* [EXERCISE]:
Using the listing below, please gather every line containing the word "that".

* [GIVEN MATERIAL]:
#####

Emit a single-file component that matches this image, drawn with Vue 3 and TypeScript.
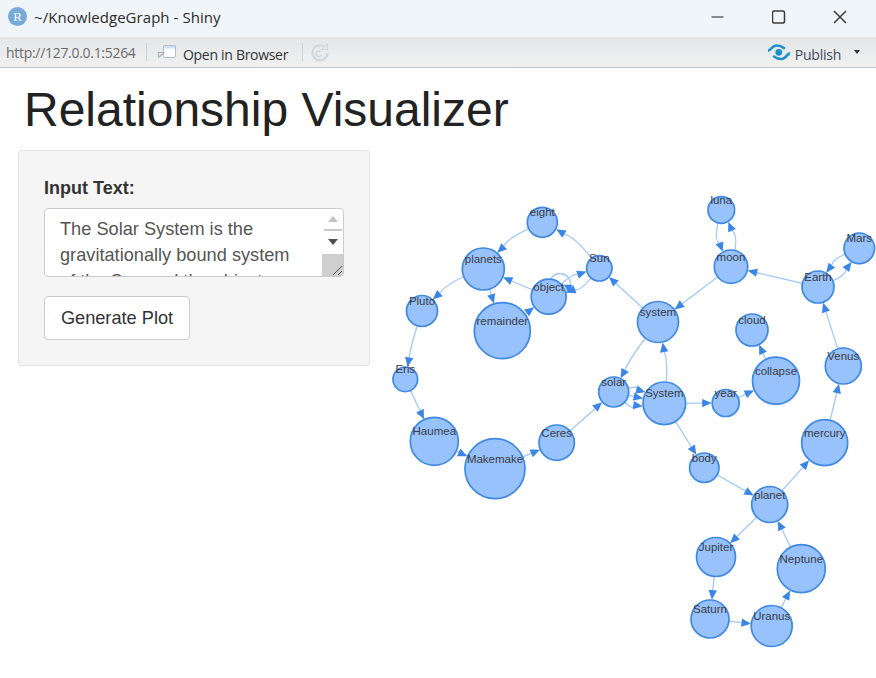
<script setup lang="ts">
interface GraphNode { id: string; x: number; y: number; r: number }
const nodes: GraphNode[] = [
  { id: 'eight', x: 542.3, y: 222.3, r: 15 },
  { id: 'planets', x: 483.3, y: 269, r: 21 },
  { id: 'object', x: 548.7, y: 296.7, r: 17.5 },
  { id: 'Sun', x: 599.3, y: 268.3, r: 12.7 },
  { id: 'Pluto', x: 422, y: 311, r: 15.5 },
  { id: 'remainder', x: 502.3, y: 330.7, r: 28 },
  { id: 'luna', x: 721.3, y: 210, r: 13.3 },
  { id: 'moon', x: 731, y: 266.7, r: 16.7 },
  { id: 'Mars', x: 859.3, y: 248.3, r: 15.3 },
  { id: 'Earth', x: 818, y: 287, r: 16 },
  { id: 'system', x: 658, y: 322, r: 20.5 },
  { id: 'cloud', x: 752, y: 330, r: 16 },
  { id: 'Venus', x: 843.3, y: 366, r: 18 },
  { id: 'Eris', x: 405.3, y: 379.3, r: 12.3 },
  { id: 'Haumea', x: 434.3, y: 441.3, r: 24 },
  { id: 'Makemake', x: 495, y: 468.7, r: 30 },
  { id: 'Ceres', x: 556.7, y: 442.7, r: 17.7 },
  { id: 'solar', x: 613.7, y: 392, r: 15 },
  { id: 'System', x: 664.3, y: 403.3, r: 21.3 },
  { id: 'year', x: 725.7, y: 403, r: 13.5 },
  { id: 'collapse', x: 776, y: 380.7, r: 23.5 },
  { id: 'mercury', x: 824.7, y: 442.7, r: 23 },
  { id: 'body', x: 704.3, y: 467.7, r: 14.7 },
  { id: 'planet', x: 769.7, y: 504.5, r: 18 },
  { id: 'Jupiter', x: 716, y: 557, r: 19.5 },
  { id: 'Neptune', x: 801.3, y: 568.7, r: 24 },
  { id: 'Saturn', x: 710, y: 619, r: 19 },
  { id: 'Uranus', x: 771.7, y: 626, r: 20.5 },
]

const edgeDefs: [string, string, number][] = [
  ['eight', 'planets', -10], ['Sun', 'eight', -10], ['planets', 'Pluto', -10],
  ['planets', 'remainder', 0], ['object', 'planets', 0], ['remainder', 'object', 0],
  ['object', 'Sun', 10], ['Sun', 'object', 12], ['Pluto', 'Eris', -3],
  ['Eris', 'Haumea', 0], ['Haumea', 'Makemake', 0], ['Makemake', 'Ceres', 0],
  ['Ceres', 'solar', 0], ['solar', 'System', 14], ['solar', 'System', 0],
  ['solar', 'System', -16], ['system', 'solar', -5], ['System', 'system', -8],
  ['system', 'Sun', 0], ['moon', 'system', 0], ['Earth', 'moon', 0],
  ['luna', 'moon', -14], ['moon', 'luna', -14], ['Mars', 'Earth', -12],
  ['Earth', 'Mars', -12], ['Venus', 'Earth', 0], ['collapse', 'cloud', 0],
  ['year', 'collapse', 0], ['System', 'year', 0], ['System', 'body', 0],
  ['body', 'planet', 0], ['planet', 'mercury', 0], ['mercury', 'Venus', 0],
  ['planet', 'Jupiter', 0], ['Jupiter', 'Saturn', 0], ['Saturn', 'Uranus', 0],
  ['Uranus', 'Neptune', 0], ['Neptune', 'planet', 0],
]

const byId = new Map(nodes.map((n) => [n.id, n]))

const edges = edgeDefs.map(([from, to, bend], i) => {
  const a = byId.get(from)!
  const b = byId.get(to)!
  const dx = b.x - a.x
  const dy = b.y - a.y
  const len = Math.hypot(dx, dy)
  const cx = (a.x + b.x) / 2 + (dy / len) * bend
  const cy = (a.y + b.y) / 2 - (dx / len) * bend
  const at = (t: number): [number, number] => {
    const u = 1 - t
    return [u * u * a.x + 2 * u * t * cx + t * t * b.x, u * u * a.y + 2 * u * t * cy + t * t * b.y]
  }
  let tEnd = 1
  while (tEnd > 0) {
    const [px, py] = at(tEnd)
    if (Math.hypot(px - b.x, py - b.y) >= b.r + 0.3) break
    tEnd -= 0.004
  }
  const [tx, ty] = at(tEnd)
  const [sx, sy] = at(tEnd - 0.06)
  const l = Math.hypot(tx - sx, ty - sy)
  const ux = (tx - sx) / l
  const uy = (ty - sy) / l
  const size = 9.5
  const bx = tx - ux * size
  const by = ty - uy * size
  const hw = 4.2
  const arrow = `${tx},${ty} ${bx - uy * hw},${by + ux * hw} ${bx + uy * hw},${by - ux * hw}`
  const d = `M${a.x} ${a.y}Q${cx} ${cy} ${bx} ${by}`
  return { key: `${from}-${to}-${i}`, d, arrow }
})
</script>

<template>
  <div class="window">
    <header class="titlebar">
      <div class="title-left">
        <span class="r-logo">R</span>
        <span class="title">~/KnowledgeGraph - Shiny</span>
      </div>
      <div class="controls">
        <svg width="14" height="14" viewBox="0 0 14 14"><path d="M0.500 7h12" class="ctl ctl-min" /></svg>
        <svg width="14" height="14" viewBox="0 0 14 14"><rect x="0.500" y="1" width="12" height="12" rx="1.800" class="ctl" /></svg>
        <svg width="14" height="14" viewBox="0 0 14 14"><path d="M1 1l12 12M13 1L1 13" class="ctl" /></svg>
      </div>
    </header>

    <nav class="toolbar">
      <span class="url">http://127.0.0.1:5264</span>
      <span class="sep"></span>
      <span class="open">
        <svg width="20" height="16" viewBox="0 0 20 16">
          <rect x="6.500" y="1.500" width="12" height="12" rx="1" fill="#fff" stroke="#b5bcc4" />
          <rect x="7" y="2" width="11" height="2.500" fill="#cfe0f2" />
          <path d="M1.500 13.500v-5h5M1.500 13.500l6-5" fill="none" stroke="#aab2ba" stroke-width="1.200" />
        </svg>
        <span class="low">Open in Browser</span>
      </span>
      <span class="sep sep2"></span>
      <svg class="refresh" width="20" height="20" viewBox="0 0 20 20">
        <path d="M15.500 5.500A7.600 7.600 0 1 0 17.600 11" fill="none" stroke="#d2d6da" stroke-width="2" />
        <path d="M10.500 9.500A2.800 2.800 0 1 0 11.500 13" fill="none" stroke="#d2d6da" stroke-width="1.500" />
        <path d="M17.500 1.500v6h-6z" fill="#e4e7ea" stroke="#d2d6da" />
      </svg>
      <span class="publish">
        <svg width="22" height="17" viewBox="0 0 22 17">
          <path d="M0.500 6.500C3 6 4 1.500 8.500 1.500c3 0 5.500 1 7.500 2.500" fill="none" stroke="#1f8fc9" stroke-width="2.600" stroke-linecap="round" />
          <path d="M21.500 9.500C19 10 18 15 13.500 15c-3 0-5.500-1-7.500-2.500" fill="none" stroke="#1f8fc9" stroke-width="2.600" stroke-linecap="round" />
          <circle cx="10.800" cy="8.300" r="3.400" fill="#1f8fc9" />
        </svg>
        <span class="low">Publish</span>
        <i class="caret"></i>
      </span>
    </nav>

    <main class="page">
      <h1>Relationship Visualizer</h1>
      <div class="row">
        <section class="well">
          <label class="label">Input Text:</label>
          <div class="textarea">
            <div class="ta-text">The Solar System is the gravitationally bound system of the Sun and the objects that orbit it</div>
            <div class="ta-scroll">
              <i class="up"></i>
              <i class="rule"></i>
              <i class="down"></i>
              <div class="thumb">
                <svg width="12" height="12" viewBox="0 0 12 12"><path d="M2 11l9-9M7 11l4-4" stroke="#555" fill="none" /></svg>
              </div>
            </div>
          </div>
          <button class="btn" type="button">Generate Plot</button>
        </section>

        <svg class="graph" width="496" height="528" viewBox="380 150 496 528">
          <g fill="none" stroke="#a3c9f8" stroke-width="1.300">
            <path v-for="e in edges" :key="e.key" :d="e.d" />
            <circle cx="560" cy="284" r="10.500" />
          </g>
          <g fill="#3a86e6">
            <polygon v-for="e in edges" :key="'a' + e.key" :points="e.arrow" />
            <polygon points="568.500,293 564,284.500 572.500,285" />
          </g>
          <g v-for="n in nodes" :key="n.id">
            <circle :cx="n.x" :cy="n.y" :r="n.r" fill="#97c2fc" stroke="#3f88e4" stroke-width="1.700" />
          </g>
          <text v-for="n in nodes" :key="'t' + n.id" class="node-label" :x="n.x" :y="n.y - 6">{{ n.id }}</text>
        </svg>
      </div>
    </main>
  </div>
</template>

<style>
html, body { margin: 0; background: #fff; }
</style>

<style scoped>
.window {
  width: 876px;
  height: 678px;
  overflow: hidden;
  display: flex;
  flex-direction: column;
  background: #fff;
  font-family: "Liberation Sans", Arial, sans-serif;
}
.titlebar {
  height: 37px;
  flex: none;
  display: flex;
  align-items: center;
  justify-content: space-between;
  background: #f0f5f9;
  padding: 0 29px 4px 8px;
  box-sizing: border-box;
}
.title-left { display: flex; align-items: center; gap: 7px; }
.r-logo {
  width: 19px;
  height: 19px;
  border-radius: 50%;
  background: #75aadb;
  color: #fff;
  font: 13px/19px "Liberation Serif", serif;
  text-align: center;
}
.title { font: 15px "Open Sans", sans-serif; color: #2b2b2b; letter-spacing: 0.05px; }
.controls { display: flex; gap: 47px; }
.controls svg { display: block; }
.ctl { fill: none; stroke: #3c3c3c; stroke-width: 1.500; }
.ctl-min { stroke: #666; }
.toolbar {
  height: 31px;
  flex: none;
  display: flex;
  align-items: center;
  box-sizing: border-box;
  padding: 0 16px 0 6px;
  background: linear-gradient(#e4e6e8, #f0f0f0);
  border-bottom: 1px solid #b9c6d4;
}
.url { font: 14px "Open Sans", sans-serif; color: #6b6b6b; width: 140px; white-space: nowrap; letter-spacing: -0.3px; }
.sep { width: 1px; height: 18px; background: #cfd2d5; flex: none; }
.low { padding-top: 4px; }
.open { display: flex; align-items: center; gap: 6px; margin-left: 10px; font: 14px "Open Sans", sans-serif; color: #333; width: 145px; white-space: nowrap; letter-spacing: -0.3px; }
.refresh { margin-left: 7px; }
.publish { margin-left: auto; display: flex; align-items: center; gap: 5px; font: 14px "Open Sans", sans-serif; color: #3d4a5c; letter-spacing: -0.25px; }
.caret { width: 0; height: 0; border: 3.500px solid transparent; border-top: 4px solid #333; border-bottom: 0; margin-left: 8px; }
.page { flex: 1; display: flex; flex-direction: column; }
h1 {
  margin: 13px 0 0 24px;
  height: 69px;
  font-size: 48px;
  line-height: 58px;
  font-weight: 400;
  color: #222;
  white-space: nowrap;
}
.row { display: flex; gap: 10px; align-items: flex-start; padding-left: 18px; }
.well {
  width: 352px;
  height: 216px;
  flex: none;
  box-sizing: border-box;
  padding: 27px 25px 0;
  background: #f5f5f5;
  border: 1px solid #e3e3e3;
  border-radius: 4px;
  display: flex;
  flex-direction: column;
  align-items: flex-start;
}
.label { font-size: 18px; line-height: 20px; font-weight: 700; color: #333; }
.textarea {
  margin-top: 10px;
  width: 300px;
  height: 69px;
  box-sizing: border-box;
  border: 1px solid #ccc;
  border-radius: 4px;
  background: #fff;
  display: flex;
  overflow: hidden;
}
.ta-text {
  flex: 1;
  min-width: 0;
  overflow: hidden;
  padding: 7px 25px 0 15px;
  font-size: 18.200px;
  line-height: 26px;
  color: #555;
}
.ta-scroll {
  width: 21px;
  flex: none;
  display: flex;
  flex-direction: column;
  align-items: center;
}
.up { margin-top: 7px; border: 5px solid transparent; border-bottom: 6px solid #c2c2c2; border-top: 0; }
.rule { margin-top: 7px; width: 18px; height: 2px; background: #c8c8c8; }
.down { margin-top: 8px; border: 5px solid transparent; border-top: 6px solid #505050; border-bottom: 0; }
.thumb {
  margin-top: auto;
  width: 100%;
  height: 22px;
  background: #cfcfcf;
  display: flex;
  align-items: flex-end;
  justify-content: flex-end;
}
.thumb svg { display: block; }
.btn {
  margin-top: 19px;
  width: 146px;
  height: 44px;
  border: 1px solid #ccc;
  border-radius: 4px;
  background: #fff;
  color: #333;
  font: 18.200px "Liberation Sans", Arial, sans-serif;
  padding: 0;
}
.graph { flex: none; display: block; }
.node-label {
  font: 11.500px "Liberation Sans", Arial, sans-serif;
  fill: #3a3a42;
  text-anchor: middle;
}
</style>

#####

* [TASK SOLUTION]:
Emit a single-file component that matches this image, drawn with Vue 3 and TypeScript.
            <div class="ta-text">The Solar System is the gravitationally bound system of the Sun and the objects that orbit it</div>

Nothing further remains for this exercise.